Do this: Extract every line that contains the string "components".

Entries:
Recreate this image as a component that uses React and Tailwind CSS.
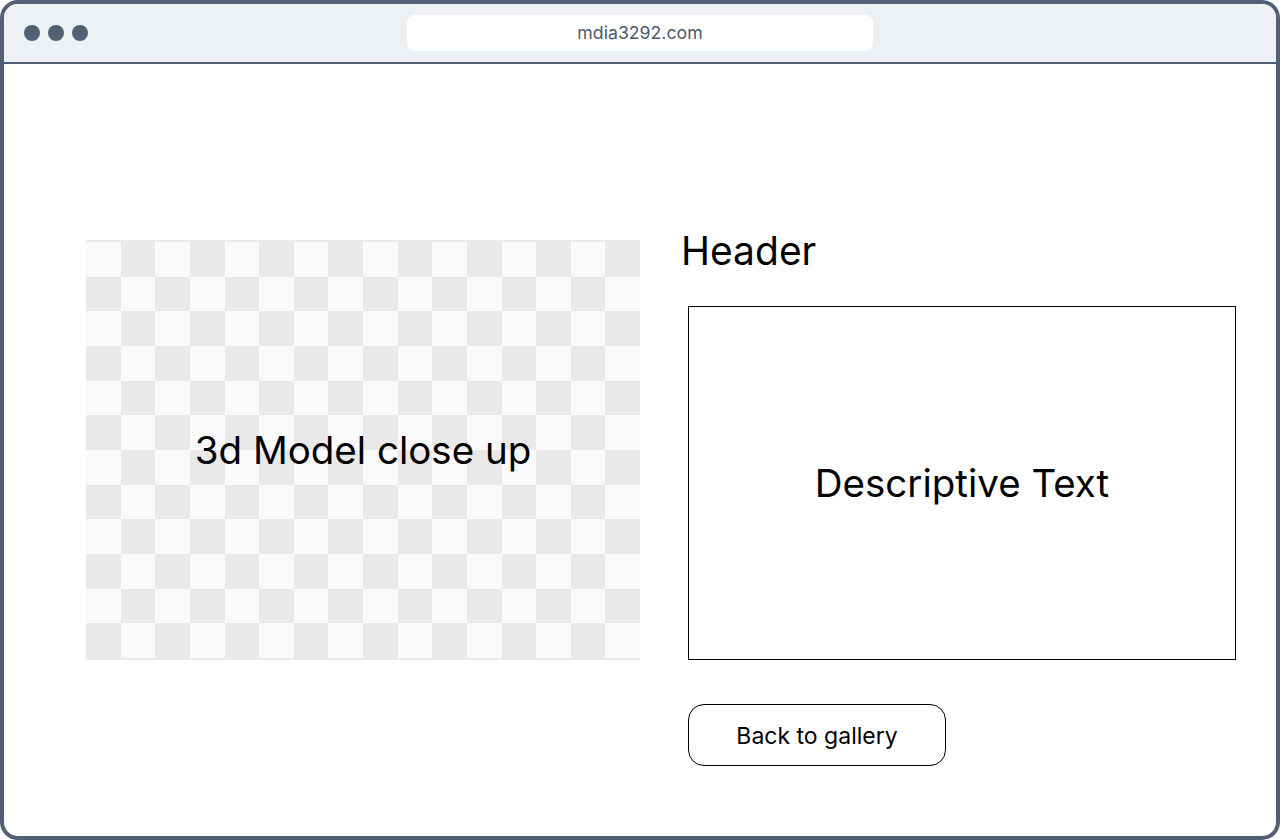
const ROWS = 12;
const COLS = 16;

function Checker() {
  const cells = [];
  for (let r = 0; r < ROWS; r++) {
    for (let c = 0; c < COLS; c++) {
      const dark = (r + c) % 2 === 1;
      cells.push(
        <div key={`${r}-${c}`} className={dark ? 'bg-[#e9e9e9]' : 'bg-[#fafafa]'} />
      );
    }
  }
  return (
    <div className="relative mt-[14px] w-[554px] h-[420px] border-y-2 border-[#ebebeb]">
      <div className="grid grid-cols-16 grid-rows-12 w-full h-full">{cells}</div>
      <div className="absolute inset-0 flex items-center justify-center pt-[2px]">
        <span className="text-[38.5px] text-black">3d Model close up</span>
      </div>
    </div>
  );
}

export default function App() {
  return (
    <div className="w-[1280px] h-[840px] bg-white font-['Inter',sans-serif]">
      <div className="flex flex-col h-full border-4 border-[#526075] rounded-[18px] overflow-hidden">
        {/* browser chrome */}
        <div className="flex items-center h-[60px] shrink-0 bg-[#edf1f4] border-b-2 border-[#526075]">
          <div className="flex items-center gap-2 pl-5">
            <span className="w-4 h-4 rounded-full bg-[#526075]" />
            <span className="w-4 h-4 rounded-full bg-[#526075]" />
            <span className="w-4 h-4 rounded-full bg-[#526075]" />
          </div>
          <div className="ml-[319px] flex items-center justify-center w-[466px] h-9 rounded-lg bg-white">
            <span className="text-[17.7px] text-[#4e5a6c]">mdia3292.com</span>
          </div>
        </div>

        {/* page */}
        <div className="flex items-start pl-[82px] pt-[162px]">
          <Checker />
          <div className="flex flex-col ml-10">
            <h1 className="mt-[3px] ml-[1px] text-[39px] leading-[44px] text-black">Header</h1>
            <div className="mt-[33px] ml-2 flex items-center justify-center pt-[2px] w-[548px] h-[354px] border border-black">
              <span className="text-[38.5px] text-black">Descriptive Text</span>
            </div>
            <button className="mt-[44px] ml-2 pt-[2px] w-[258px] h-[62px] rounded-2xl border border-black bg-white text-[23px] text-black">
              Back to gallery
            </button>
          </div>
        </div>
      </div>
    </div>
  );
}
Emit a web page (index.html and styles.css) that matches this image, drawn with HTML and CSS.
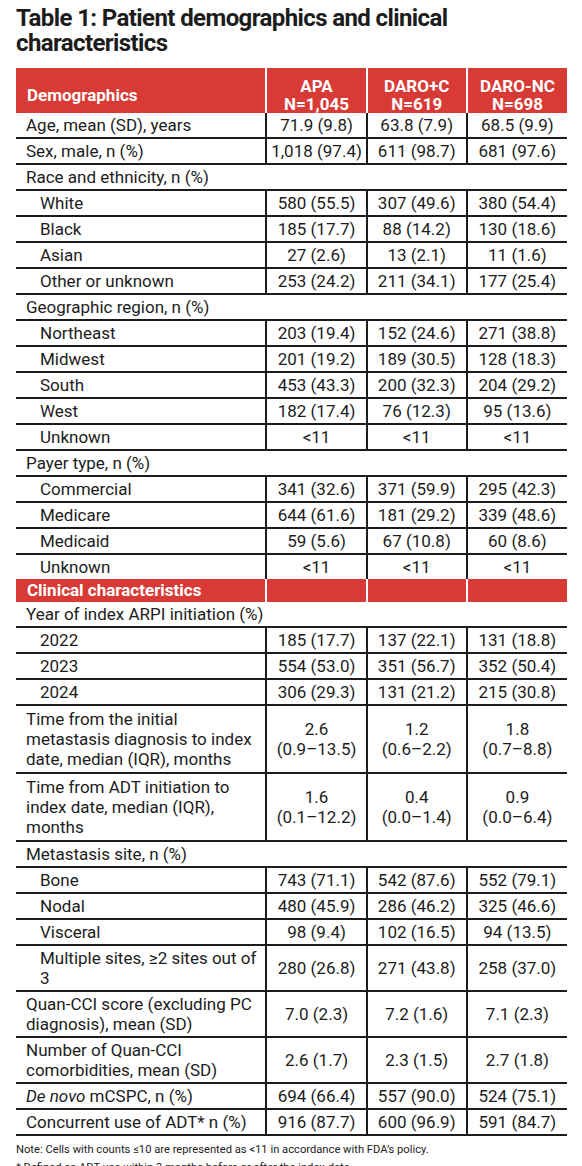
FILE: index.html
```html
<!DOCTYPE html>
<html lang="en">
<head>
  <meta charset="UTF-8">
  <title>Table 1: Patient demographics and clinical characteristics</title>
  <link rel="stylesheet" href="styles.css">
</head>
<body>
  <div class="page">
    <h1 class="table-title">Table 1: Patient demographics and clinical characteristics</h1>

    <table class="data-table">
      <colgroup>
        <col class="col-label">
        <col class="col-num">
        <col class="col-num">
        <col class="col-num">
      </colgroup>
      <thead>
        <tr class="head-row">
          <th class="label">Demographics</th>
          <th>APA<br>N=1,045</th>
          <th>DARO+C<br>N=619</th>
          <th>DARO-NC<br>N=698</th>
        </tr>
      </thead>
      <tbody>
        <tr><td class="label">Age, mean (SD), years</td><td>71.9 (9.8)</td><td>63.8 (7.9)</td><td>68.5 (9.9)</td></tr>
        <tr><td class="label">Sex, male, n (%)</td><td>1,018 (97.4)</td><td>611 (98.7)</td><td>681 (97.6)</td></tr>

        <tr class="group"><td colspan="4">Race and ethnicity, n (%)</td></tr>
        <tr class="sub"><td class="label">White</td><td>580 (55.5)</td><td>307 (49.6)</td><td>380 (54.4)</td></tr>
        <tr class="sub"><td class="label">Black</td><td>185 (17.7)</td><td>88 (14.2)</td><td>130 (18.6)</td></tr>
        <tr class="sub"><td class="label">Asian</td><td>27 (2.6)</td><td>13 (2.1)</td><td>11 (1.6)</td></tr>
        <tr class="sub"><td class="label">Other or unknown</td><td>253 (24.2)</td><td>211 (34.1)</td><td>177 (25.4)</td></tr>

        <tr class="group"><td colspan="4">Geographic region, n (%)</td></tr>
        <tr class="sub"><td class="label">Northeast</td><td>203 (19.4)</td><td>152 (24.6)</td><td>271 (38.8)</td></tr>
        <tr class="sub"><td class="label">Midwest</td><td>201 (19.2)</td><td>189 (30.5)</td><td>128 (18.3)</td></tr>
        <tr class="sub"><td class="label">South</td><td>453 (43.3)</td><td>200 (32.3)</td><td>204 (29.2)</td></tr>
        <tr class="sub"><td class="label">West</td><td>182 (17.4)</td><td>76 (12.3)</td><td>95 (13.6)</td></tr>
        <tr class="sub"><td class="label">Unknown</td><td>&lt;11</td><td>&lt;11</td><td>&lt;11</td></tr>

        <tr class="group"><td colspan="4">Payer type, n (%)</td></tr>
        <tr class="sub"><td class="label">Commercial</td><td>341 (32.6)</td><td>371 (59.9)</td><td>295 (42.3)</td></tr>
        <tr class="sub"><td class="label">Medicare</td><td>644 (61.6)</td><td>181 (29.2)</td><td>339 (48.6)</td></tr>
        <tr class="sub"><td class="label">Medicaid</td><td>59 (5.6)</td><td>67 (10.8)</td><td>60 (8.6)</td></tr>
        <tr class="sub no-line"><td class="label">Unknown</td><td>&lt;11</td><td>&lt;11</td><td>&lt;11</td></tr>

        <tr class="section-row"><td class="label">Clinical characteristics</td><td></td><td></td><td></td></tr>

        <tr class="group"><td colspan="4">Year of index ARPI initiation (%)</td></tr>
        <tr class="sub"><td class="label">2022</td><td>185 (17.7)</td><td>137 (22.1)</td><td>131 (18.8)</td></tr>
        <tr class="sub"><td class="label">2023</td><td>554 (53.0)</td><td>351 (56.7)</td><td>352 (50.4)</td></tr>
        <tr class="sub"><td class="label">2024</td><td>306 (29.3)</td><td>131 (21.2)</td><td>215 (30.8)</td></tr>

        <tr class="tall"><td class="label">Time from the initial<br>metastasis diagnosis to index<br>date, median (IQR), months</td><td>2.6<br>(0.9–13.5)</td><td>1.2<br>(0.6–2.2)</td><td>1.8<br>(0.7–8.8)</td></tr>
        <tr class="tall"><td class="label">Time from ADT initiation to<br>index date, median (IQR),<br>months</td><td>1.6<br>(0.1–12.2)</td><td>0.4<br>(0.0–1.4)</td><td>0.9<br>(0.0–6.4)</td></tr>

        <tr class="group"><td colspan="4">Metastasis site, n (%)</td></tr>
        <tr class="sub"><td class="label">Bone</td><td>743 (71.1)</td><td>542 (87.6)</td><td>552 (79.1)</td></tr>
        <tr class="sub"><td class="label">Nodal</td><td>480 (45.9)</td><td>286 (46.2)</td><td>325 (46.6)</td></tr>
        <tr class="sub"><td class="label">Visceral</td><td>98 (9.4)</td><td>102 (16.5)</td><td>94 (13.5)</td></tr>
        <tr class="sub"><td class="label">Multiple sites, ≥2 sites out of<br>3</td><td>280 (26.8)</td><td>271 (43.8)</td><td>258 (37.0)</td></tr>

        <tr><td class="label">Quan-CCI score (excluding PC<br>diagnosis), mean (SD)</td><td>7.0 (2.3)</td><td>7.2 (1.6)</td><td>7.1 (2.3)</td></tr>
        <tr><td class="label">Number of Quan-CCI<br>comorbidities, mean (SD)</td><td>2.6 (1.7)</td><td>2.3 (1.5)</td><td>2.7 (1.8)</td></tr>
        <tr><td class="label"><em>De novo</em> mCSPC, n (%)</td><td>694 (66.4)</td><td>557 (90.0)</td><td>524 (75.1)</td></tr>
        <tr><td class="label">Concurrent use of ADT* n (%)</td><td>916 (87.7)</td><td>600 (96.9)</td><td>591 (84.7)</td></tr>
      </tbody>
    </table>

    <p class="table-note first">Note: Cells with counts ≤10 are represented as &lt;11 in accordance with FDA’s policy.</p>
    <p class="table-note">* Defined as ADT use within 3 months before or after the index date.</p>
  </div>
</body>
</html>
```

FILE: styles.css
```css
/* ----------------------------------
   Page
----------------------------------- */
* {
  box-sizing: border-box;
  margin: 0;
  padding: 0;
}
body {
  background: #fff;
  color: #1c1c1c;
  font-family: Roboto, 'Liberation Sans', Arial, sans-serif;
}
.page {
  padding: 0 15px 0 16px;
}
.table-title {
  max-width: 450px;
  margin: 6px 0 12px 0;
  font-size: 24px;
  line-height: 25px;
  font-weight: 700;
  letter-spacing: -0.6px;
  color: #1c1c1c;
}

/* ----------------------------------
   Table
----------------------------------- */
.data-table {
  width: 551px;
  border-collapse: collapse;
  table-layout: fixed;
  font-size: 17px;
  line-height: 20px;
}
.col-label { width: 250px; }
.col-num { width: 100px; }

.data-table td {
  padding: 2px 2px;
  text-align: center;
  vertical-align: middle;
  white-space: nowrap;
  border-bottom: 2px solid #1c1c1c;
  border-left: 2px solid #1c1c1c;
}
.data-table td.label,
.data-table .group td {
  text-align: left;
  padding: 2px 2px 2px 10px;
  border-left: none;
}
.data-table .sub td.label {
  padding-left: 24px;
}
.data-table .tall td {
  padding-top: 3px;
  padding-bottom: 3px;
}
.data-table .no-line td {
  border-bottom: none;
}

/* red header and section rows */
.head-row th {
  background: #d83a35;
  color: #fff;
  font-weight: 700;
  font-size: 17px;
  line-height: 18px;
  padding: 9px 2px 0 2px;
  height: 45px;
  text-align: center;
  vertical-align: middle;
  border-left: 2px solid #fff;
}
.head-row th.label {
  text-align: left;
  padding-left: 11px;
  border-left: none;
}
.section-row td {
  background: #d83a35;
  color: #fff;
  font-weight: 700;
  font-size: 17px;
  line-height: 19px;
  padding-top: 2px;
  padding-bottom: 2px;
  border-bottom: none;
  border-left: 2px solid #fff;
}
.section-row td.label {
  padding-left: 11px;
  border-left: none;
}

/* ----------------------------------
   Notes
----------------------------------- */
.table-note {
  font-size: 11.2px;
  line-height: 18px;
  color: #1c1c1c;
}
.table-note.first {
  margin-top: 5px;
}
```
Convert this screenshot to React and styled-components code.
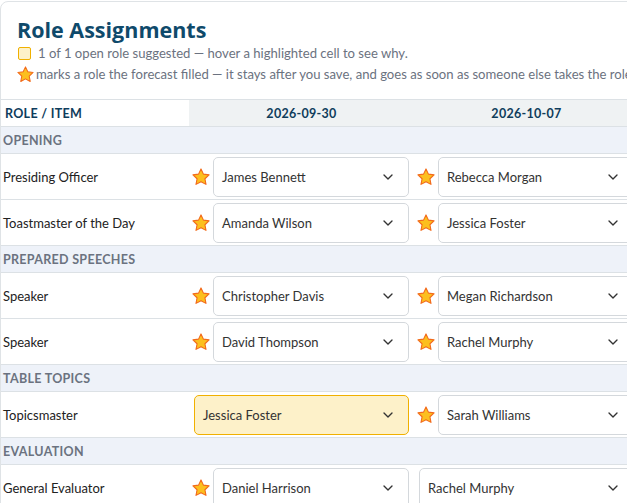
import React from 'react';
import styled, { createGlobalStyle } from 'styled-components';
import { ChevronDown } from 'lucide-react';

const GlobalStyle = createGlobalStyle`
  html, body {
    margin: 0;
    padding: 0;
    background: #ffffff;
    overflow: hidden;
  }
  body {
    font-family: Lato, "Liberation Sans", sans-serif;
    color: #222;
  }
`;

const Card = styled.div`
  width: 900px;
  margin-top: 1px;
  border: 1px solid #dfe3e6;
  border-radius: 8px;
  background: #fff;
  overflow: hidden;
`;

const Header = styled.div`
  padding: 15px 16px 14px;
`;

const Title = styled.h1`
  margin: 0;
  font-family: "Open Sans", "DejaVu Sans", sans-serif;
  font-size: 21.5px;
  font-weight: 700;
  color: #0f4a6b;
  line-height: 26px;
`;

const Note = styled.div`
  display: flex;
  align-items: center;
  gap: ${({ gap }) => gap || 6}px;
  font-size: 13.1px;
  color: #6b7280;
  line-height: 21px;
  white-space: nowrap;
`;

const Swatch = styled.span`
  display: inline-block;
  width: 11px;
  height: 11px;
  border: 1px solid #f0b000;
  border-radius: 2px;
  background: #fdf1c9;
  margin-left: 1px;
`;

const Grid = styled.div`
  display: grid;
  grid-template-columns: 188px 225px 225px 225px;
  border-top: 1px solid #dce1e5;
`;

const HeadCell = styled.div`
  height: 26px;
  display: flex;
  align-items: center;
  justify-content: ${({ left }) => (left ? 'flex-start' : 'center')};
  padding-left: ${({ left }) => (left ? '4px' : '0')};
  background: ${({ left }) => (left ? '#fff' : '#eff2f3')};
  border-bottom: 1px solid #dce1e5;
  font-size: 12.5px;
  font-weight: 700;
  letter-spacing: 0.3px;
  color: #0f3d5c;
`;

const SectionCell = styled.div`
  grid-column: 1 / -1;
  height: 26px;
  display: flex;
  align-items: center;
  padding-left: 2px;
  background: #eef2f9;
  border-bottom: 1px solid #dce1e5;
  font-size: 12.5px;
  font-weight: 700;
  letter-spacing: 0.3px;
  color: #6b7280;
  text-transform: uppercase;
`;

const LabelCell = styled.div`
  height: 45px;
  display: flex;
  align-items: center;
  padding-left: 2px;
  border-bottom: 1px solid #dce1e5;
  font-size: 13px;
  color: #222;
`;

const Cell = styled.div`
  height: 45px;
  display: flex;
  align-items: center;
  gap: 3px;
  padding: 0 5px 0 ${({ starred }) => (starred ? 3 : 5)}px;
  border-bottom: 1px solid #dce1e5;
`;

const Select = styled.div`
  flex: 1;
  height: 38px;
  display: flex;
  align-items: center;
  justify-content: space-between;
  padding: 0 12px 0 8px;
  border: 1px solid ${({ suggested }) => (suggested ? '#f0b000' : '#d4d8dc')};
  border-radius: 5px;
  background: ${({ suggested }) => (suggested ? '#fdf1c9' : '#fff')};
  font-size: 13px;
  color: #333;
  white-space: nowrap;
`;

const StarIcon = ({ size = 18 }) => (
  <svg width={size} height={size} viewBox="1.5 1.5 21 21" style={{ flex: 'none' }}>
    <path
      d="M12 2.6l2.85 6.05 6.55.85-4.8 4.55 1.2 6.55L12 17.45 6.2 20.6l1.2-6.55-4.8-4.55 6.55-.85z"
      fill="#fcbf1e"
      stroke="#f26a1b"
      strokeWidth="1.3"
      strokeLinejoin="round"
    />
  </svg>
);

const dates = ['2026-09-30', '2026-10-07', '2026-10-14'];

const sections = [
  {
    name: 'Opening',
    rows: [
      { role: 'Presiding Officer', cells: [['James Bennett', 's'], ['Rebecca Morgan', 's'], ['Kevin Parker', 's']] },
      { role: 'Toastmaster of the Day', cells: [['Amanda Wilson', 's'], ['Jessica Foster', 's'], ['Laura Mitchell', 's']] },
    ],
  },
  {
    name: 'Prepared Speeches',
    rows: [
      { role: 'Speaker', cells: [['Christopher Davis', 's'], ['Megan Richardson', 's'], ['Brian Cooper', 's']] },
      { role: 'Speaker', cells: [['David Thompson', 's'], ['Rachel Murphy', 's'], ['Emily Carter', 's']] },
    ],
  },
  {
    name: 'Table Topics',
    rows: [
      { role: 'Topicsmaster', cells: [['Jessica Foster', 'h'], ['Sarah Williams', 's'], ['James Bennett', 's']] },
    ],
  },
  {
    name: 'Evaluation',
    rows: [
      { role: 'General Evaluator', cells: [['Daniel Harrison', 's'], ['Rachel Murphy', ''], ['Amanda Wilson', 's']] },
    ],
  },
];

export default function App() {
  return (
    <>
      <GlobalStyle />
      <Card>
        <Header>
          <Title>Role Assignments</Title>
          <Note gap={7}>
            <Swatch />
            <span>1 of 1 open role suggested — hover a highlighted cell to see why.</span>
          </Note>
          <Note gap={2}>
            <StarIcon size={17} />
            <span>
              marks a role the forecast filled — it stays after you save, and goes as soon as someone else takes the role.
            </span>
          </Note>
        </Header>
        <Grid>
          <HeadCell left>ROLE / ITEM</HeadCell>
          {dates.map((d) => (
            <HeadCell key={d}>{d}</HeadCell>
          ))}
          {sections.map((sec) => (
            <React.Fragment key={sec.name}>
              <SectionCell>{sec.name}</SectionCell>
              {sec.rows.map((row, ri) => (
                <React.Fragment key={ri}>
                  <LabelCell>{row.role}</LabelCell>
                  {row.cells.map(([name, kind], ci) => (
                    <Cell key={ci} starred={kind === 's'}>
                      {kind === 's' && <StarIcon />}
                      <Select suggested={kind === 'h'}>
                        <span>{name}</span>
                        <ChevronDown size={16} strokeWidth={2} color="#333" />
                      </Select>
                    </Cell>
                  ))}
                </React.Fragment>
              ))}
            </React.Fragment>
          ))}
        </Grid>
      </Card>
    </>
  );
}
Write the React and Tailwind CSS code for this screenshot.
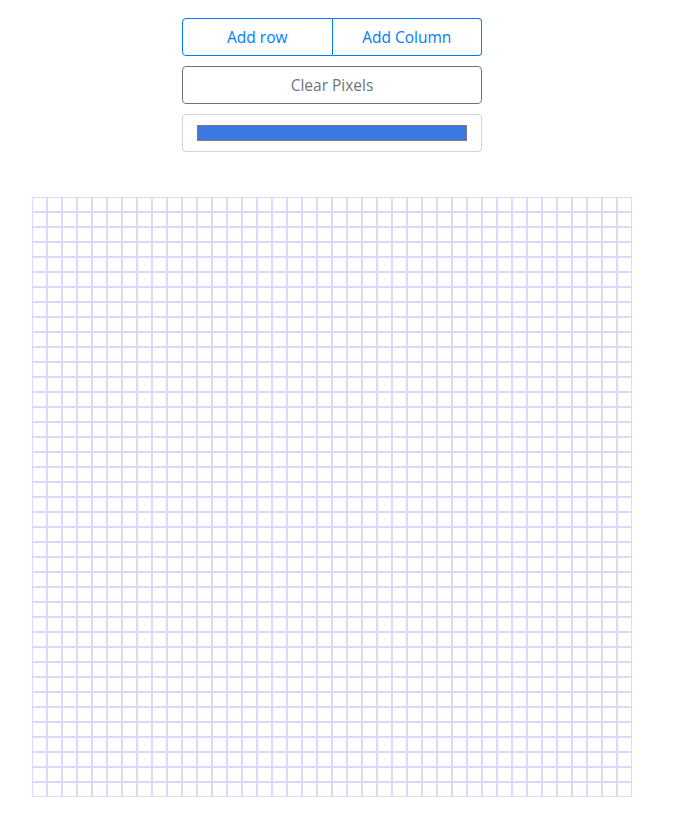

Completed task:
Convert this screenshot to React and styled-components code.
import styled, { createGlobalStyle } from 'styled-components';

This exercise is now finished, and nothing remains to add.